In my early years of teaching, a pair of confrontational articles by a Professor Richard Lester and a Professor Fritz Machlup, published in the leading journal, The American Economic Review, were dutifully studied with disappointment and distress. Current readers will be astonished to know that the debate was about whether business people “really” used marginal productivity and profit-maximization analysis in making decisions! Lester said “no”; Machlup said “yes.” Of course, both were right and both were wrong, but their reasoning and defenses were easily demolished by each other
If that was the quality of analysis passing for economics, I should have stayed in the military I thought. So, one day in class I explained what I had read. Then a bit testily, I complained about the quality of the articles, all in the privacy of the classroom. I then explained what I thought the two economists should have said. They should have said, “Read Darwin! It’s not what you think you are doing or how you rationalize your choice of that action. It’s whether the action has survival value. And if outside analysts can identify the reasons the chosen action had survival value, and in what direction changes in the environment (constraints) affect survival conditions, economists don’t have to worry about how people discover by thought or luck what are the new best conditions. Competitive trial and error will evolve toward the fittest—whom economists characterize as profit maximizers.
Alchian would soon entrust his classroom rant to the care of his scholarly pen. In 1950, he published a landmark paper in the Journal of Political Economy. In a mere ten pages, Alchian’s paper posed a stunning critique of mainstream economics while offering a viable yet simple alternative. And the only math is in the page numbers. Alchian says market competition should be studied like a natural environment that selects some firms over others. As in nature, the key to market competition is survival. And as market conditions change, successful firms will be the ones that adapt in order to stay profitable. There is no maximum level of profits. There is no elegant mathematical solution toward which firms must aspire. There is only adaptation to continually changing conditions, or there is death. This insight changes the entire way we look at economic life. The marketplace is an adoptive system, and success is ever-evolving.
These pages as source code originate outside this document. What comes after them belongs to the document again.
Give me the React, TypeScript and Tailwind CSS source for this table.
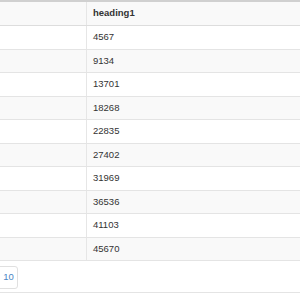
const values = [4567, 9134, 13701, 18268, 22835, 27402, 31969, 36536, 41103, 45670];

export default function App() {
  return (
    <div
      className="w-[300px] h-[300px] overflow-hidden bg-white text-[#333]"
      style={{ fontFamily: '"Liberation Sans", Arial, sans-serif' }}
    >
      {/* table */}
      <div className="border-t-2 border-[#d0d0d0]">
        <div className="flex h-[24px] bg-[#f9f9f9] border-b border-[#dddddd]">
          <div className="w-[87px] shrink-0 border-r border-[#e6e6e6]" />
          <div className="flex items-center pl-[6px] text-[9.5px] font-bold">heading1</div>
        </div>
        {values.map((v, i) => (
          <div
            key={v}
            className={`flex h-[23.5px] border-b border-[#e4e4e4] ${i % 2 === 1 ? 'bg-[#f9f9f9]' : 'bg-white'}`}
          >
            <div className="w-[87px] shrink-0 border-r border-[#e6e6e6]" />
            <div className="flex items-center pl-[6px] text-[9.5px]">{v}</div>
          </div>
        ))}
      </div>

      {/* pagination */}
      <div className="h-[32px] border-b border-[#e4e4e4] flex items-center">
        <div className="-ml-[4px] mt-[2px] h-[23px] w-[22px] flex items-center justify-center pl-[3px] border border-[#e0e0e0] rounded-[3px] text-[9.5px] text-[#4a86c5]">
          10
        </div>
      </div>
    </div>
  );
}
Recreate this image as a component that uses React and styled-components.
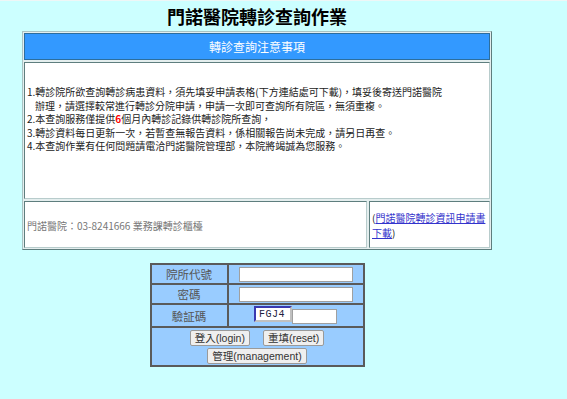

Alchian merges with F. A. Hayek’s famous critique of Samuelsonian mathematical modeling: the economic problem is to grapple with scarce resources in an evolving world of competing ends with only imperfect, limited and dispersed knowledge. Alchian and Hayek are later joined by James M. Buchanan, whose similar critique of maximizing & equilibrating economic thinking leads him to a similar evolutionary alternative. Channeling Mises, Buchanan argues that economists should model competition as a catallactic or symbiotic process through which people who might otherwise be in conflict instead come to trade or otherwise cooperate with each other to their mutual gain. “This mutuality of advantage that may be secured by different organisms as a result of cooperative arrangements, be these simple or complex, is the one important truth in our discipline,” Buchanan said (I elaborate here). These are fruitful yet relatively neglected alternatives to the mainstream approach.
Is the economy mechanical or an ecosystem? Has the temptation to justify policy interventions on the basis of mathematically elegant yet economically artificial models brought more harm than good? Has doing so created the dynamic of interventionism that Mises analyzed, which now requires policymakers to “do something” even when no one believes the particular something being “done” will work?
The mainstream of economics has been in a Ptolemaic rut for nearly a century, and has spun its tires ever faster since the Great Recession. The Copernican (re)turn will happen when mavericks like Alchian, Hayek, Buchanan, and Mises are at the helm. Step right up, gentlemen, the evolving economy is waiting.